I feel as long as he steadily progresses and doesn’t suffer a long-term injury, especially to his lower body, he will get back to being the same player. This is a young player who has been through a lot in his career already. Bresee has had to overcome physical and emotional trauma at such a young age. That, combined with the pressure of being a top recruit and playing at a high level for a team that’s expected to be a National Championship contender every year, can make or break you.
Playing With Leverage
This one seems to be the easiest to call out for prospects when you watch one of their ‘bad games.’ I saw this in the Florida State game, the worst-graded game of the season a 41.3 overall grade by pro football focus. Bresee had one of his worst performances and didn’t seem like himself in that game.
The Clemson coaching staff monitored Bresee’s snaps after his injury. He played less than 350 snaps in the 2022 season. There are very few prospects that don’t have the occasional off-game, but this game against the Seminoles showcased the things that most people are concerned about with Bresee as a prospect
Bresee does almost everything right here. He can get penetration and works his way down the line of scrimmage to make a potential tackle for loss or no gain on the running back. He takes a poor angle at the point of contact and ends up missing the tackle. This turns what could be a negative play into a big first down and sets the Florida State offense up for another scoring opportunity.
You’re rarely going to get a running back down making a high tackle while chasing. The hustle and effort are there in this play, he just doesn’t execute. Making plays like this routinely can be the difference between being a rotational player and being a starter.
Bresee is going to be an interesting prospect to monitor from now up until the draft. He can go anywhere from the late first round to the third round as of now. While there are many things to like, there are still concerns about how the former two-time high school All-American will perform. Three teams I would keep my eye on would be Seattle, Pittsburgh, and Arizona. I think he fits well with all three and likely becomes a Day 1 starter for either NFC West team. The Los Angeles Chargers are also an intriguing spot for Bresee with their lack of depth in the 2022 season.
If the Steelers can find a way to draft him in the second or third round, they would be the best fit from a dynasty perspective. You’ll have a 12-year vet in Cam Heyward, who has been a very solid IDP, showing him the ropes. Although he may not get the snaps in Pittsburgh as he would for another team immediately, it could benefit his career long-term.

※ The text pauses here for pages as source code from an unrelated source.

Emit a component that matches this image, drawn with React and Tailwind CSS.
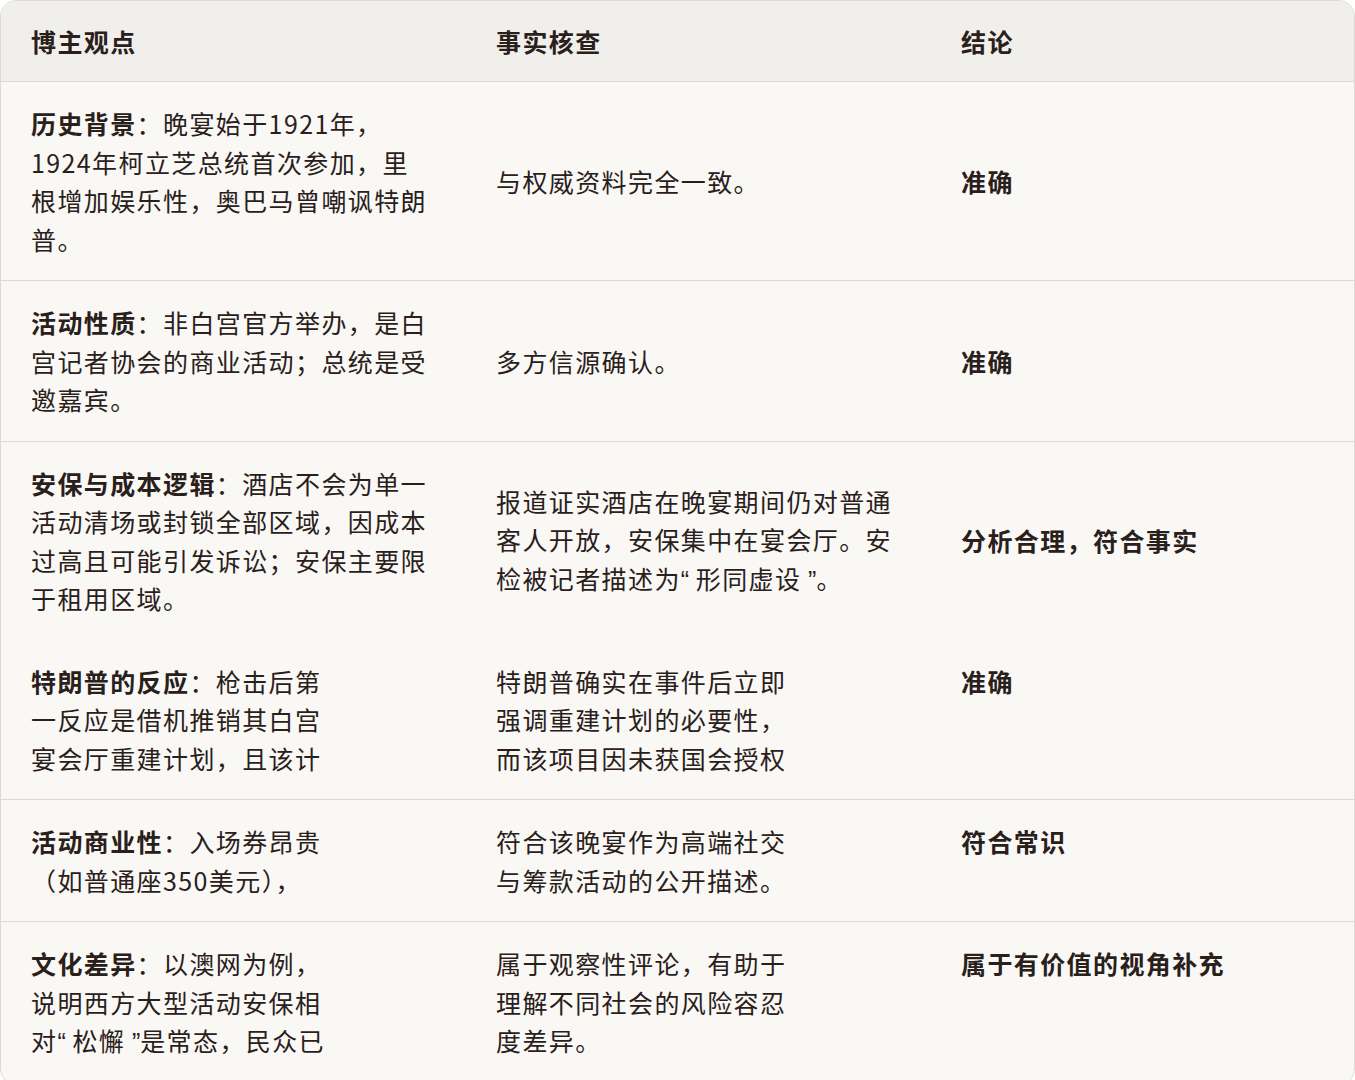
import React from 'react';

const FONT = { fontFamily: '"Noto Sans CJK SC", "Noto Sans", sans-serif' };

// Curly quotes sit in narrow boxes: opening one hugs the left, closing one the right
function Open() {
  return (
    <span className="inline-block w-[15px] text-left tracking-normal" style={{ fontFamily: '"Liberation Sans", sans-serif' }}>
      “
    </span>
  );
}
function Close() {
  return (
    <span className="inline-block w-[15px] text-right tracking-normal" style={{ fontFamily: '"Liberation Sans", sans-serif' }}>
      ”
    </span>
  );
}

const rows = [
  {
    label: '历史背景',
    text: '晚宴始于1921年，1924年柯立芝总统首次参加，里根增加娱乐性，奥巴马曾嘲讽特朗普。',
    check: '与权威资料完全一致。',
    verdict: '准确',
    center: true,
    border: true,
  },
  {
    label: '活动性质',
    text: '非白宫官方举办，是白宫记者协会的商业活动；总统是受邀嘉宾。',
    check: '多方信源确认。',
    verdict: '准确',
    center: true,
    border: true,
  },
  {
    label: '安保与成本逻辑',
    text: '酒店不会为单一活动清场或封锁全部区域，因成本过高且可能引发诉讼；安保主要限于租用区域。',
    check: (
      <>
        报道证实酒店在晚宴期间仍对普通客人开放，安保集中在宴会厅。安检被记者描述为<Open />形同虚设<Close />。
      </>
    ),
    verdict: '分析合理，符合事实',
    center: true,
    border: false,
  },
  {
    label: '特朗普的反应',
    text: '枪击后第一反应是借机推销其白宫宴会厅重建计划，且该计',
    check: '特朗普确实在事件后立即强调重建计划的必要性，而该项目因未获国会授权',
    verdict: '准确',
    narrow: true,
    border: true,
  },
  {
    label: '活动商业性',
    text: '入场券昂贵（如普通座350美元），',
    check: '符合该晚宴作为高端社交与筹款活动的公开描述。',
    verdict: '符合常识',
    narrow: true,
    border: true,
  },
  {
    label: '文化差异',
    text: (
      <>
        以澳网为例，说明西方大型活动安保相对<Open />松懈<Close />是常态，民众已
      </>
    ),
    check: '属于观察性评论，有助于理解不同社会的风险容忍度差异。',
    verdict: '属于有价值的视角补充',
    narrow: true,
    border: false,
  },
];

function Cell({ children, narrow, center }) {
  return (
    <div className={`px-[30px] py-[22px] flex ${center ? 'items-center' : 'items-start'}`}>
      <div className={narrow ? 'max-w-[302px]' : 'max-w-[399px]'}>{children}</div>
    </div>
  );
}

export default function App() {
  return (
    <div className="w-[1355px] h-[1080px] bg-white overflow-hidden" style={FONT}>
      <div className="rounded-2xl border border-[#dcdad4] overflow-hidden bg-[#f9f8f5] text-[#2a201b] text-[25px] leading-[38.5px] tracking-[1.4px]">
        <div className="grid grid-cols-[465px_465px_1fr] h-[81px] items-center bg-[#f0efeb] border-b border-[#dcdad4] font-bold">
          <div className="px-[30px]">博主观点</div>
          <div className="px-[30px]">事实核查</div>
          <div className="px-[30px]">结论</div>
        </div>
        {rows.map((r, i) => (
          <div
            key={i}
            className={`grid grid-cols-[465px_465px_1fr] ${r.border ? 'border-b border-[#dcdad4]' : ''}`}
          >
            <Cell narrow={r.narrow} center={r.center}>
              <p>
                <span className="font-bold">{r.label}</span>：{r.text}
              </p>
            </Cell>
            <Cell narrow={r.narrow} center={r.center}>
              <p>{r.check}</p>
            </Cell>
            <Cell narrow={r.narrow} center={r.center}>
              <p className="font-bold">{r.verdict}</p>
            </Cell>
          </div>
        ))}
      </div>
    </div>
  );
}
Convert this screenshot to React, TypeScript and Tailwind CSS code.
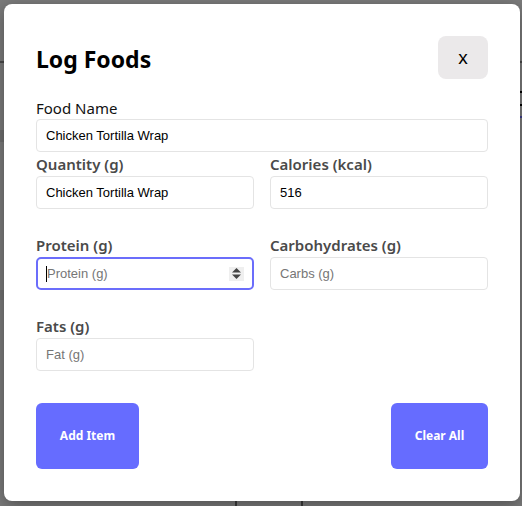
const label = "block text-[15px] leading-6 font-semibold text-[#4a4a4a]";
const input =
  "w-full h-[33px] rounded border border-[#e4e4e4] bg-white px-[9px] text-[13px] text-black outline-none placeholder:text-[#767676] [font-family:'Liberation_Sans',Arial,sans-serif]";

function Field({ name, value, placeholder }: { name: string; value?: string; placeholder?: string }) {
  return (
    <div>
      <label className={label}>{name}</label>
      <input className={input} defaultValue={value} placeholder={placeholder} readOnly />
    </div>
  );
}

export default function App() {
  return (
    <div className="relative w-[522px] h-[506px] overflow-hidden bg-[#7b7b7b] [font-family:'Noto_Sans',sans-serif]">
      {/* page behind the overlay */}
      <div className="absolute left-0 top-[61px] h-[2px] w-[6px] bg-[#4a4a4a]" />
      <div className="absolute left-0 top-[130px] h-[12px] w-[6px] bg-[#6f6f6f]" />
      <div className="absolute left-0 top-[290px] h-[10px] w-[6px] bg-[#707070]" />
      <div className="absolute right-0 top-[61px] h-[2px] w-[6px] bg-[#4a4a4a]" />
      <div className="absolute right-0 top-[91px] h-[2px] w-[4px] bg-black" />
      <div className="absolute right-0 top-[104px] h-[2px] w-[4px] bg-black" />
      <div className="absolute right-0 top-[116px] h-[2px] w-[4px] bg-[#3f3d8a]" />
      <div className="absolute left-[235px] bottom-0 h-[6px] w-[2px] bg-[#3a3a3a]" />
      <div className="absolute left-[301px] bottom-0 h-[6px] w-[2px] bg-[#3a3a3a]" />

      <div className="relative p-1">
        <div className="w-[516px] h-[497px] rounded-lg bg-white p-8 shadow-[0_4px_16px_rgba(0,0,0,0.35)] flex flex-col">
          <div className="flex items-center justify-between">
            <h1 className="pt-[4px] text-[23px] font-bold text-black">Log Foods</h1>
            <button className="h-[43px] w-[50px] rounded-lg bg-[#ebe9ea] text-[19px] leading-none text-black [font-family:'Liberation_Sans',Arial,sans-serif]">
              x
            </button>
          </div>

          <div className="mt-[18px]">
            <label className="block text-[15px] leading-[22px] text-[#111]">Food Name</label>
            <input className={input} defaultValue="Chicken Tortilla Wrap" readOnly />
          </div>

          <div className="grid grid-cols-2 gap-x-4">
            <Field name="Quantity (g)" value="Chicken Tortilla Wrap" />
            <Field name="Calories (kcal)" value="516" />
          </div>

          <div className="mt-6 grid grid-cols-2 gap-x-4">
            <div>
              <label className={label}>Protein (g)</label>
              <div className="flex h-[33px] items-center rounded-[5px] border-2 border-[#6b6dfb] pl-2 pr-[8px]">
                <span className="h-4 w-px bg-black" />
                <span className="flex-1 text-[13px] text-[#767676] [font-family:'Liberation_Sans',Arial,sans-serif]">Protein (g)</span>
                <span className="flex h-[14px] w-[15px] items-center justify-center bg-[#efefef]">
                  <svg width="9" height="11" viewBox="0 0 9 11" fill="#444">
                    <path d="M4.5 0 L9 4.5 L0 4.5 Z" />
                    <path d="M0 6.5 L9 6.5 L4.5 11 Z" />
                  </svg>
                </span>
              </div>
            </div>
            <Field name="Carbohydrates (g)" placeholder="Carbs (g)" />
          </div>

          <div className="mt-6 grid grid-cols-2 gap-x-4">
            <Field name="Fats (g)" placeholder="Fat (g)" />
          </div>

          <div className="mt-8 flex justify-between">
            <button className="h-[66px] w-[103px] rounded-md bg-[#666cff] text-[12px] font-bold text-white">Add Item</button>
            <button className="h-[66px] w-[97px] rounded-md bg-[#666cff] text-[12px] font-bold text-white">Clear All</button>
          </div>
        </div>
      </div>
    </div>
  );
}
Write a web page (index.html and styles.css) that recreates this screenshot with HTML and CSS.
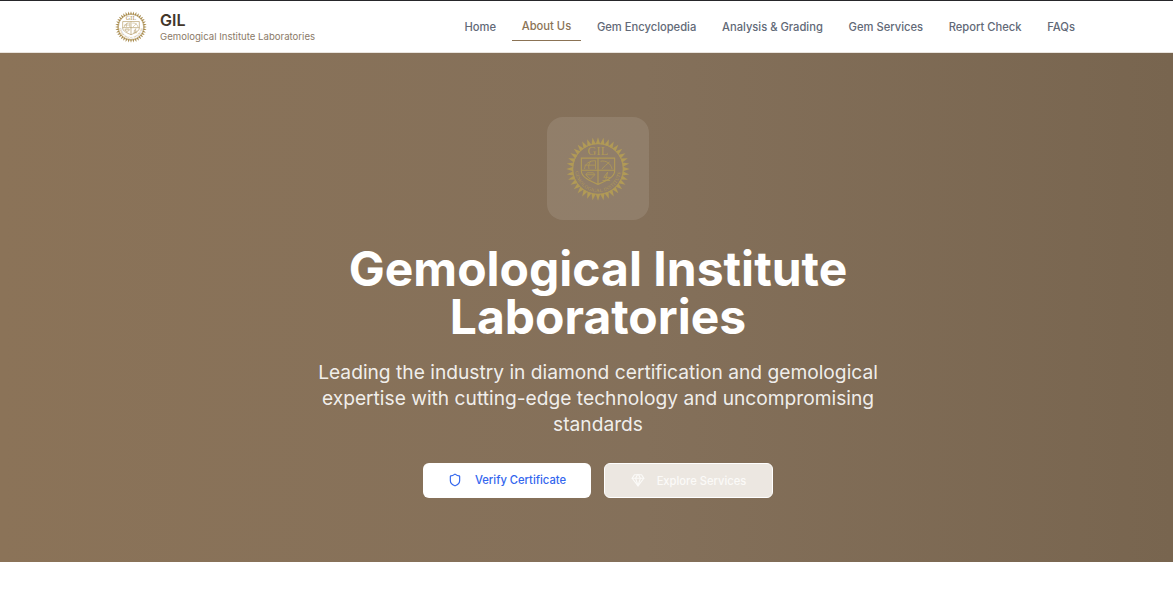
FILE: index.html
```html
<!DOCTYPE html>
<html lang="en">
<head>
<meta charset="utf-8">
<title>Gemological Institute Laboratories</title>
<link rel="stylesheet" href="styles.css">
</head>
<body>
<svg class="defs" width="0" height="0" aria-hidden="true">
  <defs>
    <polygon id="ray" points="46.600,11 53.400,11 50,0.500"/>
    <g id="ray3"><use href="#ray"/><use href="#ray" transform="rotate(10 50 50)"/><use href="#ray" transform="rotate(20 50 50)"/></g>
    <g id="ray9"><use href="#ray3"/><use href="#ray3" transform="rotate(30 50 50)"/><use href="#ray3" transform="rotate(60 50 50)"/></g>
    <symbol id="emblem" viewBox="0 0 100 100">
      <g class="em-fill">
        <use href="#ray9"/>
        <use href="#ray9" transform="rotate(90 50 50)"/>
        <use href="#ray9" transform="rotate(180 50 50)"/>
        <use href="#ray9" transform="rotate(270 50 50)"/>
      </g>
      <circle class="em-line" cx="50" cy="50" r="39.500" stroke-width="1.500"/>
      <text class="em-text" x="50" y="28" text-anchor="middle" font-size="19" letter-spacing=".5">GIL</text>
      <path class="em-line" stroke-width="1.800" d="M24 33H76V53C76 63 62 69 50 74C38 69 24 63 24 53Z"/>
      <path class="em-line" stroke-width="1.800" d="M50 33V74M24 52H76"/>
      <path class="em-line" stroke-width="1.300" d="M29 50C29 42 37 37 46 37M39 37C35 42 35 46 36 50M29 44H46M46 37V50M54 38C62 36 70 41 72 50M56 50C60 46 64 42 68 39"/>
      <path class="em-line" stroke-width="1.300" d="M33 56H43L45 59L38 66L31 59ZM31 59H45M57 68H69M62 68L65 55L59 63H70"/>
      <path id="em-arc" class="em-none" d="M14 50A36 36 0 0 0 86 50"/>
      <text class="em-text" font-size="7.500" letter-spacing=".5"><textPath href="#em-arc" startOffset="50%" text-anchor="middle">GEMOLOGICAL INSTITUTE</textPath></text>
    </symbol>
  </defs>
</svg>

<header class="topbar">
  <div class="topbar-inner">
    <a class="brand" href="#">
      <svg class="brand-logo"><use href="#emblem"/></svg>
      <span class="brand-text">
        <span class="brand-name">GIL</span>
        <span class="brand-sub">Gemological Institute Laboratories</span>
      </span>
    </a>
    <nav class="nav">
      <a class="nav-link" href="#">Home</a>
      <a class="nav-link nav-active" href="#">About Us</a>
      <a class="nav-link" href="#">Gem Encyclopedia</a>
      <a class="nav-link" href="#">Analysis &amp; Grading</a>
      <a class="nav-link" href="#">Gem Services</a>
      <a class="nav-link" href="#">Report Check</a>
      <a class="nav-link" href="#">FAQs</a>
    </nav>
  </div>
</header>

<section class="hero">
  <div class="hero-icon">
    <svg class="hero-logo"><use href="#emblem"/></svg>
  </div>
  <h1 class="hero-title">Gemological Institute<br>Laboratories</h1>
  <p class="hero-lead">Leading the industry in diamond certification and gemological expertise with cutting-edge technology and uncompromising standards</p>
  <div class="hero-actions">
    <a class="btn btn-primary" href="#">
      <svg class="btn-icon" viewBox="0 0 24 24"><path d="M20 13c0 5-3.500 7.500-7.660 8.950a1 1 0 0 1-.67-.01C7.500 20.500 4 18 4 13V6a1 1 0 0 1 1-1c2 0 4.500-1.200 6.240-2.720a1.170 1.170 0 0 1 1.520 0C14.510 3.810 17 5 19 5a1 1 0 0 1 1 1z"/></svg>
      <span>Verify Certificate</span>
    </a>
    <a class="btn btn-ghost" href="#">
      <svg class="btn-icon" viewBox="0 0 24 24"><path d="M6 3h12l4 6-10 13L2 9Z"/><path d="M11 3 8 9l4 13 4-13-3-6"/><path d="M2 9h20"/></svg>
      <span class="btn-ghost-label">Explore Services</span>
    </a>
  </div>
</section>
<div class="page-rest"></div>
</body>
</html>
```
FILE: styles.css
```css
* { box-sizing: border-box; }

html, body {
  margin: 0;
  padding: 0;
}

body {
  font-family: Inter, "Liberation Sans", sans-serif;
  background: #fff;
  color: #3f3226;
  height: 601px;
  overflow: hidden;
}

a { text-decoration: none; color: inherit; }

.defs { display: block; height: 0; }

.em-fill { fill: currentColor; }
.em-line { fill: none; stroke: currentColor; }
.em-none { fill: none; }
.em-text {
  fill: currentColor;
  font-family: "Liberation Serif", serif;
}

.topbar {
  height: 53px;
  background: #fff;
  border-top: 1px solid #26262a;
  border-bottom: 1px solid #e9e4de;
}

.topbar-inner {
  height: 51px;
  padding: 0 88px 0 115px;
  display: flex;
  align-items: center;
  justify-content: space-between;
}

.brand {
  display: flex;
  align-items: center;
  gap: 13px;
}

.brand-logo {
  width: 32px;
  height: 32px;
  color: #a98c4e;
}

.brand-text {
  display: flex;
  flex-direction: column;
}

.brand-name {
  font-size: 16px;
  line-height: 20px;
  font-weight: 600;
  color: #43362a;
}

.brand-sub {
  font-size: 9.600px;
  line-height: 14px;
  color: #8b7a68;
}

.nav {
  display: flex;
  align-items: center;
  gap: 5.700px;
}

.nav-link {
  padding: 8px 10px;
  height: 31px;
  font-size: 11.200px;
  line-height: 16px;
  font-weight: 500;
  color: #626977;
  border-bottom: 1px solid transparent;
}

.nav-active {
  color: #8b7355;
  border-bottom-color: #8b7355;
  transform: translateY(-1px);
}

.hero {
  height: 509px;
  background: linear-gradient(90deg, #8b7358 0%, #84705a 55%, #78654f 100%);
  display: flex;
  flex-direction: column;
  align-items: center;
  padding: 64px 0 0 23px;
  color: #fff;
}

.hero-icon {
  width: 102px;
  height: 103px;
  border-radius: 16px;
  background: rgba(255, 255, 255, 0.1);
  display: flex;
  align-items: center;
  justify-content: center;
}

.hero-logo {
  width: 64px;
  height: 64px;
  color: #b19a56;
}

.hero-title {
  margin: 25px 0 0;
  font-size: 48px;
  line-height: 48px;
  font-weight: 700;
  text-align: center;
}

.hero-lead {
  margin: 18px 0 0;
  width: 576px;
  font-size: 19.200px;
  line-height: 26px;
  text-align: center;
  color: rgba(255, 255, 255, 0.9);
}

.hero-actions {
  margin-top: 26px;
  display: flex;
  gap: 13px;
}

.btn {
  height: 35px;
  padding-bottom: 1px;
  border-radius: 6px;
  display: flex;
  align-items: center;
  justify-content: center;
  font-size: 11.200px;
  font-weight: 500;
}

.btn-icon {
  width: 14px;
  height: 14px;
  fill: none;
  stroke: currentColor;
  stroke-width: 2;
  stroke-linecap: round;
  stroke-linejoin: round;
}

.btn-primary {
  width: 168px;
  gap: 13px;
  background: #fff;
  color: #3366ee;
}

.btn-ghost {
  width: 169px;
  gap: 12px;
  background: #ece7e1;
  border: 1px solid #fff;
  color: #fbfaf8;
}

.btn-ghost-label {
  padding-top: 2px;
}

.page-rest {
  height: 39px;
  background: #fff;
}
```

As dynasty managers, we rarely hold out much hope that an interior defensive lineman will be highly productive. We have seen players accomplish this, and there’s a ton of upside in taking these guys earlier than most would in DT-premium formats. It’s nearly impossible to project that a player can be the next Jeffrey Simmons, but if you can find a player who is, you’ll fill a massive hole in your dynasty roster at a very cheap price.
This defensive tackle class is a bit deep, and if others are selected ahead of him in the NFL draft as expected, there can be some hidden value on the Clemson defender. In those dynasty formats that do not require a DT to be started, you’ll be looking in the last two rounds of your rookie draft to select Bresee. I always encourage managers to take a shot on an IDP starter at a thin position over a WR or TE, who will need at least a year or two to develop.